• **WRITTEN REQUEST**
Return each line of the listing below, unchanged, and omit the images.

• **DATA BLOCK**
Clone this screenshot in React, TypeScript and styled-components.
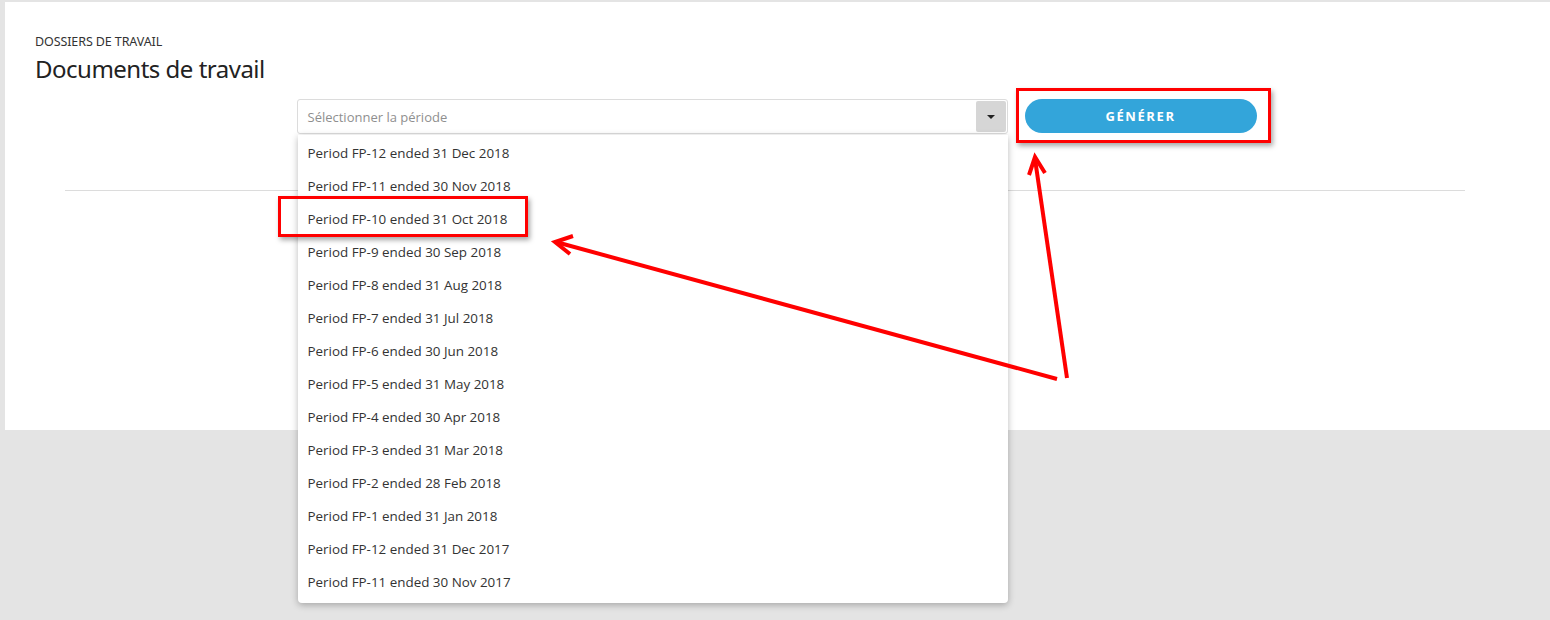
import * as React from 'react';
import styled, { createGlobalStyle } from 'styled-components';

const periods: string[] = [
  'Period FP-12 ended 31 Dec 2018',
  'Period FP-11 ended 30 Nov 2018',
  'Period FP-10 ended 31 Oct 2018',
  'Period FP-9 ended 30 Sep 2018',
  'Period FP-8 ended 31 Aug 2018',
  'Period FP-7 ended 31 Jul 2018',
  'Period FP-6 ended 30 Jun 2018',
  'Period FP-5 ended 31 May 2018',
  'Period FP-4 ended 30 Apr 2018',
  'Period FP-3 ended 31 Mar 2018',
  'Period FP-2 ended 28 Feb 2018',
  'Period FP-1 ended 31 Jan 2018',
  'Period FP-12 ended 31 Dec 2017',
  'Period FP-11 ended 30 Nov 2017',
];

const App: React.FunctionComponent = (): React.ReactElement => (
  <React.Fragment>
    <GlobalStyle />
    <Page>
      <Panel>
        <Header>
          <Breadcrumb>DOSSIERS DE TRAVAIL</Breadcrumb>
          <Title>Documents de travail</Title>
        </Header>
        <Toolbar>
          <SelectWrapper>
            <Select>
              <Placeholder>Sélectionner la période</Placeholder>
              <ArrowButton>
                <Caret />
              </ArrowButton>
            </Select>
            <Menu>
              {periods.map((p) => (
                <MenuItem key={p}>{p}</MenuItem>
              ))}
            </Menu>
          </SelectWrapper>
          <GenerateButton>GÉNÉRER</GenerateButton>
        </Toolbar>
        <Divider />
      </Panel>
    </Page>

    {/* Annotations drawn over the screenshot */}
    <HighlightBox $x={1016} $y={88} $w={255} $h={55} />
    <HighlightBox $x={278} $y={196} $w={250} $h={41} />
    <ArrowLayer width="1550" height="620" viewBox="0 0 1550 620">
      <g stroke="#f00" strokeWidth="4" strokeLinecap="butt" fill="none">
        <line x1="1057" y1="379" x2="556" y2="242" />
        <polyline points="573,236 555,242 570,254" />
        <line x1="1067" y1="378" x2="1035" y2="159" />
        <polyline points="1029,175 1035,157 1045,173" />
      </g>
    </ArrowLayer>
  </React.Fragment>
);

export default App;

// Styled components

const GlobalStyle = createGlobalStyle`
  html, body {
    margin: 0;
    padding: 0;
    background: #e4e4e4;
    overflow: hidden;
  }
  #root {
    width: 1550px;
    height: 620px;
  }
`;

const Page = styled('div')`
  padding: 2px 0 0 5px;
  height: 618px;
  box-sizing: border-box;
`;

const Panel = styled('div')`
  background: #fff;
  height: 428px;
  position: relative;
  display: flex;
  flex-direction: column;
`;

const Header = styled('div')`
  padding: 33px 0 0 30px;
  display: flex;
  flex-direction: column;
`;

const Breadcrumb = styled('div')`
  font-family: 'Noto Sans', sans-serif;
  font-size: 12.5px;
  color: #333;
  line-height: 14px;
  letter-spacing: -0.1px;
`;

const Title = styled('h1')`
  margin: 4px 0 0;
  font-family: 'Noto Sans', sans-serif;
  font-weight: 400;
  font-size: 24px;
  line-height: 32px;
  color: #222;
  letter-spacing: -0.5px;
`;

const Toolbar = styled('div')`
  display: flex;
  justify-content: center;
  align-items: flex-start;
  gap: 17px;
  margin-top: 14px;
  padding-right: 2px;
`;

const SelectWrapper = styled('div')`
  position: relative;
  width: 711px;
`;

const Select = styled('div')`
  height: 35px;
  box-sizing: border-box;
  border: 1px solid #dcdcdc;
  border-radius: 3px;
  display: flex;
  align-items: center;
  justify-content: space-between;
  padding: 0 1px 0 10px;
  background: #fff;
`;

const Placeholder = styled('span')`
  font-family: 'Open Sans', sans-serif;
  font-size: 13px;
  color: #8f8f8f;
`;

const ArrowButton = styled('div')`
  width: 30px;
  height: 31px;
  background: #d6d6d6;
  border-radius: 2px;
  display: flex;
  align-items: center;
  justify-content: center;
`;

const Caret = styled('span')`
  width: 0;
  height: 0;
  border-left: 4px solid transparent;
  border-right: 4px solid transparent;
  border-top: 4px solid #222;
`;

const Menu = styled('ul')`
  position: absolute;
  top: 36px;
  left: 1px;
  width: 710px;
  margin: 0;
  padding: 2px 0 4px;
  list-style: none;
  background: #fff;
  border-radius: 0 0 4px 4px;
  box-shadow: 0 2px 7px rgba(0, 0, 0, 0.28);
  z-index: 5;
`;

const MenuItem = styled('li')`
  height: 33px;
  line-height: 33px;
  padding-left: 10px;
  font-family: 'Open Sans', sans-serif;
  font-size: 13.4px;
  color: #333;
`;

const GenerateButton = styled('button')`
  width: 232px;
  height: 34px;
  border: none;
  border-radius: 17px;
  background: #33a5da;
  color: #fff;
  font-family: 'Open Sans', sans-serif;
  font-weight: 700;
  font-size: 13px;
  letter-spacing: 1.6px;
  cursor: pointer;
`;

const Divider = styled('hr')`
  margin: 56px 0 0 60px;
  width: 1400px;
  border: none;
  border-top: 1px solid #dcdcdc;
`;

const HighlightBox = styled('div')<{ $x: number; $y: number; $w: number; $h: number }>`
  position: absolute;
  left: ${(p) => p.$x}px;
  top: ${(p) => p.$y}px;
  width: ${(p) => p.$w}px;
  height: ${(p) => p.$h}px;
  box-sizing: border-box;
  border: 3px solid #f00;
  box-shadow: 2px 3px 5px rgba(0, 0, 0, 0.35);
  z-index: 10;
`;

const ArrowLayer = styled('svg')`
  position: absolute;
  left: 0;
  top: 0;
  pointer-events: none;
  z-index: 11;
`;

• **OUTPUT BELOW**
Clone this screenshot in React, TypeScript and styled-components.
import * as React from 'react';
import styled, { createGlobalStyle } from 'styled-components';

const periods: string[] = [
  'Period FP-12 ended 31 Dec 2018',
  'Period FP-11 ended 30 Nov 2018',
  'Period FP-10 ended 31 Oct 2018',
  'Period FP-9 ended 30 Sep 2018',
  'Period FP-8 ended 31 Aug 2018',
  'Period FP-7 ended 31 Jul 2018',
  'Period FP-6 ended 30 Jun 2018',
  'Period FP-5 ended 31 May 2018',
  'Period FP-4 ended 30 Apr 2018',
  'Period FP-3 ended 31 Mar 2018',
  'Period FP-2 ended 28 Feb 2018',
  'Period FP-1 ended 31 Jan 2018',
  'Period FP-12 ended 31 Dec 2017',
  'Period FP-11 ended 30 Nov 2017',
];

const App: React.FunctionComponent = (): React.ReactElement => (
  <React.Fragment>
    <GlobalStyle />
    <Page>
      <Panel>
        <Header>
          <Breadcrumb>DOSSIERS DE TRAVAIL</Breadcrumb>
          <Title>Documents de travail</Title>
        </Header>
        <Toolbar>
          <SelectWrapper>
            <Select>
              <Placeholder>Sélectionner la période</Placeholder>
              <ArrowButton>
                <Caret />
              </ArrowButton>
            </Select>
            <Menu>
              {periods.map((p) => (
                <MenuItem key={p}>{p}</MenuItem>
              ))}
            </Menu>
          </SelectWrapper>
          <GenerateButton>GÉNÉRER</GenerateButton>
        </Toolbar>
        <Divider />
      </Panel>
    </Page>

    {/* Annotations drawn over the screenshot */}
    <HighlightBox $x={1016} $y={88} $w={255} $h={55} />
    <HighlightBox $x={278} $y={196} $w={250} $h={41} />
    <ArrowLayer width="1550" height="620" viewBox="0 0 1550 620">
      <g stroke="#f00" strokeWidth="4" strokeLinecap="butt" fill="none">
        <line x1="1057" y1="379" x2="556" y2="242" />
        <polyline points="573,236 555,242 570,254" />
        <line x1="1067" y1="378" x2="1035" y2="159" />
        <polyline points="1029,175 1035,157 1045,173" />
      </g>
    </ArrowLayer>
  </React.Fragment>
);

export default App;

// Styled components

const GlobalStyle = createGlobalStyle`
  html, body {
    margin: 0;
    padding: 0;
    background: #e4e4e4;
    overflow: hidden;
  }
  #root {
    width: 1550px;
    height: 620px;
  }
`;

const Page = styled('div')`
  padding: 2px 0 0 5px;
  height: 618px;
  box-sizing: border-box;
`;

const Panel = styled('div')`
  background: #fff;
  height: 428px;
  position: relative;
  display: flex;
  flex-direction: column;
`;

const Header = styled('div')`
  padding: 33px 0 0 30px;
  display: flex;
  flex-direction: column;
`;

const Breadcrumb = styled('div')`
  font-family: 'Noto Sans', sans-serif;
  font-size: 12.5px;
  color: #333;
  line-height: 14px;
  letter-spacing: -0.1px;
`;

const Title = styled('h1')`
  margin: 4px 0 0;
  font-family: 'Noto Sans', sans-serif;
  font-weight: 400;
  font-size: 24px;
  line-height: 32px;
  color: #222;
  letter-spacing: -0.5px;
`;

const Toolbar = styled('div')`
  display: flex;
  justify-content: center;
  align-items: flex-start;
  gap: 17px;
  margin-top: 14px;
  padding-right: 2px;
`;

const SelectWrapper = styled('div')`
  position: relative;
  width: 711px;
`;

const Select = styled('div')`
  height: 35px;
  box-sizing: border-box;
  border: 1px solid #dcdcdc;
  border-radius: 3px;
  display: flex;
  align-items: center;
  justify-content: space-between;
  padding: 0 1px 0 10px;
  background: #fff;
`;

const Placeholder = styled('span')`
  font-family: 'Open Sans', sans-serif;
  font-size: 13px;
  color: #8f8f8f;
`;

const ArrowButton = styled('div')`
  width: 30px;
  height: 31px;
  background: #d6d6d6;
  border-radius: 2px;
  display: flex;
  align-items: center;
  justify-content: center;
`;

const Caret = styled('span')`
  width: 0;
  height: 0;
  border-left: 4px solid transparent;
  border-right: 4px solid transparent;
  border-top: 4px solid #222;
`;

const Menu = styled('ul')`
  position: absolute;
  top: 36px;
  left: 1px;
  width: 710px;
  margin: 0;
  padding: 2px 0 4px;
  list-style: none;
  background: #fff;
  border-radius: 0 0 4px 4px;
  box-shadow: 0 2px 7px rgba(0, 0, 0, 0.28);
  z-index: 5;
`;

const MenuItem = styled('li')`
  height: 33px;
  line-height: 33px;
  padding-left: 10px;
  font-family: 'Open Sans', sans-serif;
  font-size: 13.4px;
  color: #333;
`;

const GenerateButton = styled('button')`
  width: 232px;
  height: 34px;
  border: none;
  border-radius: 17px;
  background: #33a5da;
  color: #fff;
  font-family: 'Open Sans', sans-serif;
  font-weight: 700;
  font-size: 13px;
  letter-spacing: 1.6px;
  cursor: pointer;
`;

const Divider = styled('hr')`
  margin: 56px 0 0 60px;
  width: 1400px;
  border: none;
  border-top: 1px solid #dcdcdc;
`;

const HighlightBox = styled('div')<{ $x: number; $y: number; $w: number; $h: number }>`
  position: absolute;
  left: ${(p) => p.$x}px;
  top: ${(p) => p.$y}px;
  width: ${(p) => p.$w}px;
  height: ${(p) => p.$h}px;
  box-sizing: border-box;
  border: 3px solid #f00;
  box-shadow: 2px 3px 5px rgba(0, 0, 0, 0.35);
  z-index: 10;
`;

const ArrowLayer = styled('svg')`
  position: absolute;
  left: 0;
  top: 0;
  pointer-events: none;
  z-index: 11;
`;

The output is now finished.